We have used a string as the key so far, which is common. However, we can use almost any type as a key, and we can mix types. For example, we might want to ‘invert’ the room allocation dictionary to create a room-to-name map:

# Create empty dictionary
room_allocation_inverse = {}

# Build an inverse dictionary to map 'room number' -> name 
for name, room_number in room_allocation.items():
    # Insert entry into dictionary
    room_allocation_inverse[room_number] = name

print(room_allocation_inverse)
{None: 'Adrian', 32: 'Laura', 31: 'John', 28: 'Fraser', 19: 'Gaurav'}

We can now ask who is in room 28 and who is in room 29. Not all rooms are occupied, so we should include a check that the room number is a key in our dictionary:

rooms_to_check = [28, 29]

for room in rooms_to_check:
    if room in room_allocation_inverse:
        print("Room {} is occupied by {}.".format(room, room_allocation_inverse[room]))
    else:
        print("Room {} is unoccupied.".format(room))
Room 28 is occupied by Fraser.
Room 29 is unoccupied.

Choosing a data structure#

An important task when developing a computer program is selecting the appropriate data structure for a task. The more flexible the data structure, generally the less efficient it will be and it will use more memory compared to simpler data structures.

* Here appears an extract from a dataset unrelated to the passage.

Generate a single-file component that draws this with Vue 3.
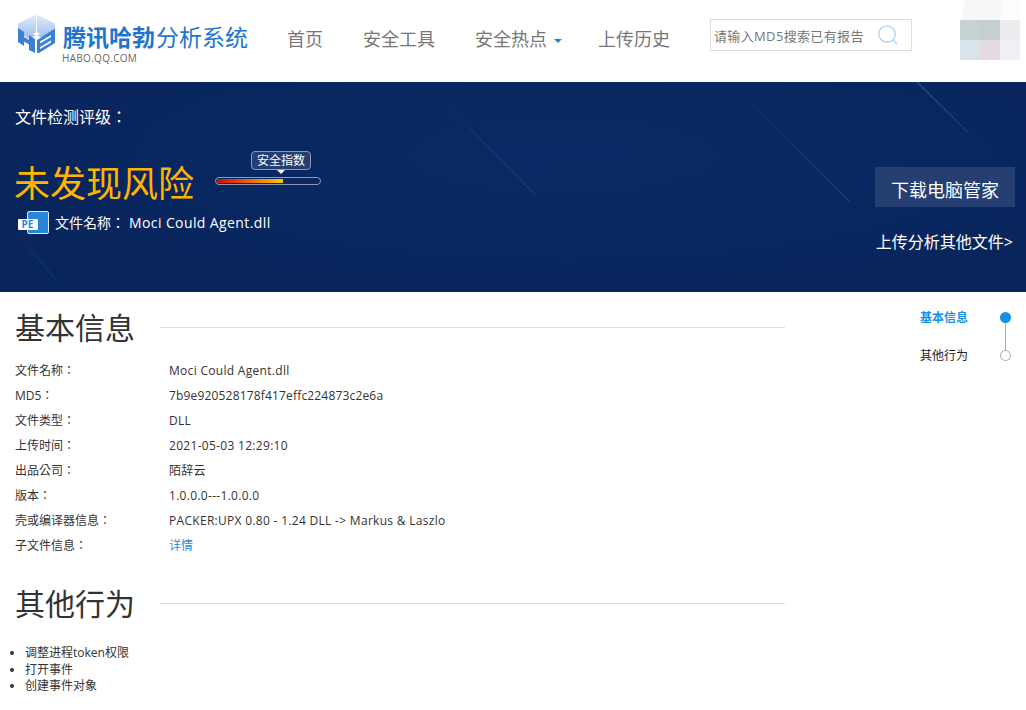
<template>
  <div class="page">
    <header class="top">
      <div class="logo">
        <svg class="logo__icon" width="40" height="42" viewBox="0 0 40 42">
          <defs>
            <linearGradient id="cube" x1="0" y1="0" x2="0" y2="1">
              <stop offset="0" stop-color="#e0eafa" />
              <stop offset="1" stop-color="#9dbeee" />
            </linearGradient>
          </defs>
          <path d="M19.5 1.5 L37 10 Q38 10.5 38 12 V20 L27 26 L19.5 22 L12 26 L1 19 V12 Q1 10.5 2 10 Z" fill="url(#cube)" />
          <path d="M19.5 2 V21" stroke="#fff" stroke-width="0.8" fill="none" />
          <path d="M19.5 16 L20.5 20 L24 21 L20.5 22 L19.5 25 L18.5 22 L15 21 L18.5 20 Z" fill="#fff" />
          <path d="M1 15 L7 19 V24 L12 27 V22 L18 26 V40 L12 37 V31.5 L7 28.5 V33 L1 29 Z" fill="#3a7fdc" />
          <path d="M20 27 L38 15.5 V30 L22 40 H20 Z" fill="#3a7fdc" />
          <path d="M23 28.5 L34 22 V24 L23 30.5 Z M23 34 L34 27.5 V29.5 L23 36 Z" fill="#fff" />
        </svg>
        <div class="logo__text">
          <div class="logo__name"><b>腾讯哈勃</b>分析系统</div>
          <div class="logo__url">HABO.QQ.COM</div>
        </div>
      </div>
      <nav class="nav">
        <a v-for="item in navItems" :key="item.text" class="nav__item">
          {{ item.text }}<i v-if="item.caret" class="nav__caret"></i>
        </a>
      </nav>
      <div class="search">
        <span class="search__text">请输入MD5搜索已有报告</span>
        <svg width="22" height="22" viewBox="0 0 22 22" class="search__icon">
          <circle cx="10" cy="10" r="8.2" fill="none" stroke="#a8d4f2" stroke-width="1.3" />
          <path d="M16 16 L20 20" stroke="#a8d4f2" stroke-width="1.3" />
        </svg>
      </div>
    </header>

    <div class="avatar">
      <div class="avatar__top"></div>
      <div class="avatar__grid">
        <span v-for="c in avatarColors" :key="c" :style="{ background: c }"></span>
      </div>
      <div class="avatar__drop"></div>
    </div>

    <section class="banner">
      <svg class="banner__streaks" width="1026" height="210" viewBox="0 0 1026 210">
        <defs>
          <linearGradient id="streak" x1="0" y1="0" x2="1" y2="1">
            <stop offset="0" stop-color="#2a5596" stop-opacity="0.15" />
            <stop offset="1" stop-color="#2a5596" stop-opacity="0.9" />
          </linearGradient>
        </defs>
        <path d="M916 0 L967 50 L968 50 L918 0 Z" fill="#1f4a8a" />
        <path d="M751 21 L849 120 L850 120 L752 21 Z" fill="url(#streak)" />
        <path d="M446 23 L535 113 L536 113 L447 23 Z" fill="url(#streak)" />
        <path d="M7 141 L55 197 L56 197 L8 141 Z" fill="url(#streak)" opacity="0.6" />
      </svg>
      <div class="banner__left">
        <div class="banner__label">文件检测评级：</div>
        <div class="rating">
          <span class="rating__text">未发现风险</span>
          <div class="meter">
            <span class="meter__tip">安全指数</span>
            <div class="meter__bar"><div class="meter__fill"></div></div>
          </div>
        </div>
        <div class="file">
          <svg class="file__icon" width="32" height="24" viewBox="0 0 32 24">
            <rect x="9.5" y="0.5" width="21" height="22" rx="1.5" fill="#2a84d8" stroke="#dbe9f8" stroke-width="1" />
            <rect x="0" y="8" width="20" height="11" rx="1" fill="#fff" />
            <text x="3.5" y="17" class="file__pe">PE</text>
          </svg>
          <span class="file__label">文件名称：</span>
          <span class="file__name">Moci Could Agent.dll</span>
        </div>
      </div>
      <div class="banner__right">
        <a class="banner__btn">下载电脑管家</a>
        <a class="banner__link">上传分析其他文件&gt;</a>
      </div>
    </section>

    <main class="content">
      <div class="report">
        <h2 class="title"><span>基本信息</span></h2>
        <ul class="info">
          <li v-for="row in infoRows" :key="row.label" class="info__row">
            <span class="info__label">{{ row.label }}</span>
            <span class="info__value" :class="{ info__link: row.link, info__hash: row.hash }">{{ row.value }}</span>
          </li>
        </ul>
        <h2 class="title title--second"><span>其他行为</span></h2>
        <ul class="behaviors">
          <li v-for="b in behaviors" :key="b">{{ b }}</li>
        </ul>
      </div>
      <aside class="side">
        <div class="side__row side__row--on">
          <span>基本信息</span><i class="side__dot side__dot--on"></i>
        </div>
        <div class="side__row">
          <span>其他行为</span><i class="side__dot"></i>
        </div>
      </aside>
    </main>
  </div>
</template>

<script setup>
const navItems = [
  { text: "首页" },
  { text: "安全工具" },
  { text: "安全热点", caret: true },
  { text: "上传历史" },
];

const avatarColors = ["#c5d3d3", "#c5cfd0", "#eeebee", "#d8e4e9", "#e4dbe2", "#f0f1f4"];

const infoRows = [
  { label: "文件名称：", value: "Moci Could Agent.dll" },
  { label: "MD5：", value: "7b9e920528178f417effc224873c2e6a", hash: true },
  { label: "文件类型：", value: "DLL" },
  { label: "上传时间：", value: "2021-05-03 12:29:10" },
  { label: "出品公司：", value: "陌辞云" },
  { label: "版本：", value: "1.0.0.0---1.0.0.0" },
  { label: "壳或编译器信息：", value: "PACKER:UPX 0.80 - 1.24 DLL -> Markus & Laszlo" },
  { label: "子文件信息：", value: "详情", link: true },
];

const behaviors = ["调整进程token权限", "打开事件", "创建事件对象"];
</script>

<style>
html,
body {
  margin: 0;
  background: #fff;
}
</style>

<style scoped>
.page {
  position: relative;
  width: 1026px;
  height: 710px;
  overflow: hidden;
  font-family: "Open Sans", "Noto Sans CJK SC", sans-serif;
  color: #333;
}

.top {
  display: flex;
  align-items: center;
  height: 82px;
}

.logo {
  display: flex;
  align-items: flex-start;
  margin-left: 17px;
  margin-top: -10px;
  width: 270px;
  height: 46px;
}

.logo__icon {
  flex-shrink: 0;
}

.logo__text {
  margin-left: 5px;
  margin-top: 9px;
}

.logo__name {
  font-size: 23px;
  line-height: 30px;
  color: #1e74d0;
  white-space: nowrap;
}

.logo__name b {
  font-weight: 700;
  margin-left: 1px;
  margin-right: 1px;
}

.logo__url {
  font-size: 10px;
  line-height: 12px;
  letter-spacing: 0.3px;
  color: #666;
}

.nav {
  display: flex;
  gap: 40px;
  width: 423px;
  margin-top: -6px;
}

.nav__item {
  font-size: 18px;
  color: #777;
  white-space: nowrap;
}

.nav__caret {
  display: inline-block;
  margin-left: 7px;
  margin-right: -4px;
  vertical-align: middle;
  border: 4px solid transparent;
  border-top: 4px solid #1e80d8;
  border-bottom: 0;
}

.search {
  display: flex;
  align-items: center;
  box-sizing: border-box;
  width: 202px;
  height: 32px;
  margin-top: -12px;
  padding-left: 3px;
  border: 1px solid #ddd;
}

.search__text {
  font-size: 13px;
  letter-spacing: 0.35px;
  color: #777;
  white-space: nowrap;
}

.search__icon {
  margin-left: 13px;
}

.avatar {
  position: absolute;
  top: 0;
  left: 956px;
  width: 70px;
  height: 100px;
}

.avatar__top {
  position: absolute;
  top: 0;
  left: 5px;
  width: 59px;
  height: 20px;
  background: linear-gradient(to right, #f6f8f7 40px, #fdfdfd 40px);
  clip-path: polygon(4px 0, 100% 0, 100% 100%, 0 100%);
}

.avatar__grid {
  position: absolute;
  top: 20px;
  left: 4px;
  display: grid;
  grid-template-columns: repeat(3, 20px);
  grid-template-rows: repeat(2, 20px);
}

.avatar__drop {
  position: absolute;
  top: 82px;
  left: 0;
  width: 61px;
  height: 18px;
  background: #253f72;
  clip-path: polygon(0 0, 100% 0, 100% 4px, 54px 9px, 44px 12px, 41px 17px, 36px 18px, 25px 18px, 19px 15px, 15px 11px, 6px 8px, 0 4px);
}

.banner {
  position: relative;
  display: flex;
  justify-content: space-between;
  height: 210px;
  background: radial-gradient(ellipse at 55% 35%, #0a2a65, #08255c 75%);
  color: #fff;
}

.banner__streaks {
  position: absolute;
  top: 0;
  left: 0;
}

.banner__left {
  position: relative;
  padding-left: 15px;
}

.banner__label {
  margin-top: 25px;
  font-family: "Open Sans", "Noto Sans CJK TC", sans-serif;
  font-size: 16px;
  line-height: 20px;
}

.rating {
  display: flex;
  margin-top: 33px;
}

.rating__text {
  margin-left: -1px;
  font-size: 36px;
  line-height: 48px;
  color: #ffb400;
  white-space: nowrap;
}

.meter {
  position: relative;
  width: 106px;
  margin-left: 21px;
  margin-top: 17px;
}

.meter__tip {
  position: absolute;
  top: -26px;
  left: 36px;
  box-sizing: border-box;
  width: 60px;
  height: 19px;
  border: 1px solid #8c9ab8;
  border-radius: 4px;
  background: #253f72;
  font-size: 12px;
  line-height: 17px;
  text-align: center;
  white-space: nowrap;
}

.meter__tip::after {
  content: "";
  position: absolute;
  left: 25px;
  top: 18px;
  border: 4px solid transparent;
  border-top: 4px solid #fff;
  border-bottom: 0;
}

.meter__bar {
  box-sizing: border-box;
  height: 8px;
  padding: 1px;
  border: 1px solid #8c9ab8;
  border-radius: 4px;
}

.meter__fill {
  width: 66px;
  height: 4px;
  background: linear-gradient(to right, #d40a0a, #ffc800);
}

.file {
  display: flex;
  align-items: center;
  margin-top: 3px;
  margin-left: 3px;
  font-size: 14px;
  line-height: 24px;
  white-space: nowrap;
}

.file__icon {
  margin-right: 5px;
}

.file__label {
  font-family: "Open Sans", "Noto Sans CJK TC", sans-serif;
  width: 74px;
}

.file__name {
  letter-spacing: 0.4px;
}

.file__pe {
  font-family: "Open Sans", sans-serif;
  font-size: 10px;
  font-weight: 700;
  fill: #2a84d8;
}

.banner__right {
  position: relative;
  display: flex;
  flex-direction: column;
  align-items: flex-end;
  padding-right: 11px;
  padding-top: 85px;
}

.banner__btn {
  width: 140px;
  height: 40px;
  background: #253f72;
  font-size: 18px;
  line-height: 46px;
  text-align: center;
}

.banner__link {
  margin-top: 25px;
  margin-right: 2px;
  font-size: 16px;
  line-height: 20px;
}

.content {
  display: flex;
  justify-content: space-between;
}

.report {
  width: 785px;
}

.title {
  display: flex;
  align-items: center;
  margin: 16px 0 0 15px;
  font-size: 30px;
  line-height: 40px;
  font-weight: 400;
  color: #333;
}

.title::after {
  content: "";
  flex: 1;
  height: 1px;
  margin-left: 25px;
  margin-bottom: 2px;
  background: #ddd;
}

.title--second {
  margin-top: 26px;
}

.info {
  margin: 10px 0 0;
  padding: 0 0 0 15px;
  list-style: none;
  font-size: 12px;
}

.info__row {
  display: flex;
  height: 25px;
  line-height: 25px;
}

.info__label {
  width: 154px;
  font-family: "Open Sans", "Noto Sans CJK TC", sans-serif;
}

.info__value {
  letter-spacing: 0.3px;
}

.info__hash {
  letter-spacing: 0.17px;
}

.info__link {
  color: #1e8ce0;
  letter-spacing: 0;
}

.behaviors {
  margin: 21px 0 0;
  padding-left: 25px;
  font-size: 12px;
  line-height: 16.5px;
}

.side {
  width: 106px;
  padding: 6px 0 0;
  font-size: 12px;
}

.side__row {
  display: flex;
  align-items: center;
  height: 38px;
  color: #222;
}

.side__row--on {
  color: #1292e6;
  font-weight: 700;
}

.side__dot {
  position: relative;
  box-sizing: border-box;
  width: 11px;
  height: 11px;
  margin-left: 32px;
  border: 1px solid #aaa;
  border-radius: 50%;
  background: #fff;
}

.side__dot--on {
  border: 0;
  background: #1292e6;
}

.side__dot--on::after {
  content: "";
  position: absolute;
  top: 11px;
  left: 5px;
  width: 1px;
  height: 27px;
  background: #aaa;
}
</style>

  • If efficiency is not critical, pick a data structure that provides the functionality you need, and offers flexibility and ease of use. Safety should also be considered (this can be a good reason for choosing a tuple over a list).

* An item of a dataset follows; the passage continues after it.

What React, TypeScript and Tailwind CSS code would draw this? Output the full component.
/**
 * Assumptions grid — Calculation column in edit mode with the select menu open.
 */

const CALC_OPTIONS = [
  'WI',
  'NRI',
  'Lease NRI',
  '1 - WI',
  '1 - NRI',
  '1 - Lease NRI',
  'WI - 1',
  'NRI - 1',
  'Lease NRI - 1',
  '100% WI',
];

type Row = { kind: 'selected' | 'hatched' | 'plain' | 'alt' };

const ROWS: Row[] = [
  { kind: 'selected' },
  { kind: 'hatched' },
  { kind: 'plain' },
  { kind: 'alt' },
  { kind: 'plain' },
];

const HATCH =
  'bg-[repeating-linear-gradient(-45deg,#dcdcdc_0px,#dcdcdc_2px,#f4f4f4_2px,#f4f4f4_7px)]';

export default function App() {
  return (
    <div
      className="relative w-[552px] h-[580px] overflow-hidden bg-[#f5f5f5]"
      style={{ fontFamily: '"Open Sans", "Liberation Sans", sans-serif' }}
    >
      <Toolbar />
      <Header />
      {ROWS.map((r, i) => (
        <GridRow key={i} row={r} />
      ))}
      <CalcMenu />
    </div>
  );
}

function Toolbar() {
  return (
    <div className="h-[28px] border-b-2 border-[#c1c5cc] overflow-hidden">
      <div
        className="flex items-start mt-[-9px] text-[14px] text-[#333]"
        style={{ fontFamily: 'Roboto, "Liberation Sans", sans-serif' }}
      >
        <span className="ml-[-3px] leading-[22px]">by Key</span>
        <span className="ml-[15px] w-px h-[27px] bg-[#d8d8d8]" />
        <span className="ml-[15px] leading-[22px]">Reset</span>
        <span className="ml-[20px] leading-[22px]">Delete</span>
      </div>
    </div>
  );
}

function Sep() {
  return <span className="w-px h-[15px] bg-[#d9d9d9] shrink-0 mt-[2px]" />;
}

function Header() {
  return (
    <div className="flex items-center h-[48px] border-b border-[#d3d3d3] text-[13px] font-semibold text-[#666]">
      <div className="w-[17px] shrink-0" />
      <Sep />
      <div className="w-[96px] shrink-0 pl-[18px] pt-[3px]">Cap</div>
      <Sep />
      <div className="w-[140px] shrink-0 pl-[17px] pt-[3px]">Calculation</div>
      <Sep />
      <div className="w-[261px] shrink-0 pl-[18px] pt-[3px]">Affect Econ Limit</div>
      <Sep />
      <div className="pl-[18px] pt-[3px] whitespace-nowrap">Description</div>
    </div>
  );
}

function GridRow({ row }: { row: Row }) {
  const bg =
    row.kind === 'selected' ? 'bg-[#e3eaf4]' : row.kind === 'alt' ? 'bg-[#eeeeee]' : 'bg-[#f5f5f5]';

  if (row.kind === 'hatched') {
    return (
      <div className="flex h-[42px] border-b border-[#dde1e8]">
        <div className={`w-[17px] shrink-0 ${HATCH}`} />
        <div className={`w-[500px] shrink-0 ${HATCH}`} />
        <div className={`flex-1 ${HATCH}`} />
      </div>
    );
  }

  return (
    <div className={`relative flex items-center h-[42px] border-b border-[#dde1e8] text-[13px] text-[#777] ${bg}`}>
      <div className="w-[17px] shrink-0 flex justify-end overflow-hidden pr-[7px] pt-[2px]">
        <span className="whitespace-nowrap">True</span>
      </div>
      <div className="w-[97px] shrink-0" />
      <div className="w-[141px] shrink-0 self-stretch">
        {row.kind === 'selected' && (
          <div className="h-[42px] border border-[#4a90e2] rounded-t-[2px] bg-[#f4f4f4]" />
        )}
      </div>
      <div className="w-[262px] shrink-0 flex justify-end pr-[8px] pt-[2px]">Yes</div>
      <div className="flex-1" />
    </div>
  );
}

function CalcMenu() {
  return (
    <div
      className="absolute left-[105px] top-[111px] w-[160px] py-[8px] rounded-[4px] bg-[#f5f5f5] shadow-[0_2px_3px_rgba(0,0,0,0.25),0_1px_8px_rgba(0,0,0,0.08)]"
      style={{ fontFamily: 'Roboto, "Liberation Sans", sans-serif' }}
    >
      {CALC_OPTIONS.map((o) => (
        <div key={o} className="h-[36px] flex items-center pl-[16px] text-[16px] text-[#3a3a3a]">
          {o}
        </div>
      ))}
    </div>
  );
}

  • Use iterators rather than indexing when possible. This will allow switching from data structures that support indexing to data structures that do not support indexing (such as a ‘set’ data structure).

For many numerical computations, efficiency is essential and picking the right data structure is critical for this. We will look at data structures that are specialied for numerical computations in the next notebook, and we’ll see the huge difference in speed there can be between different data structures.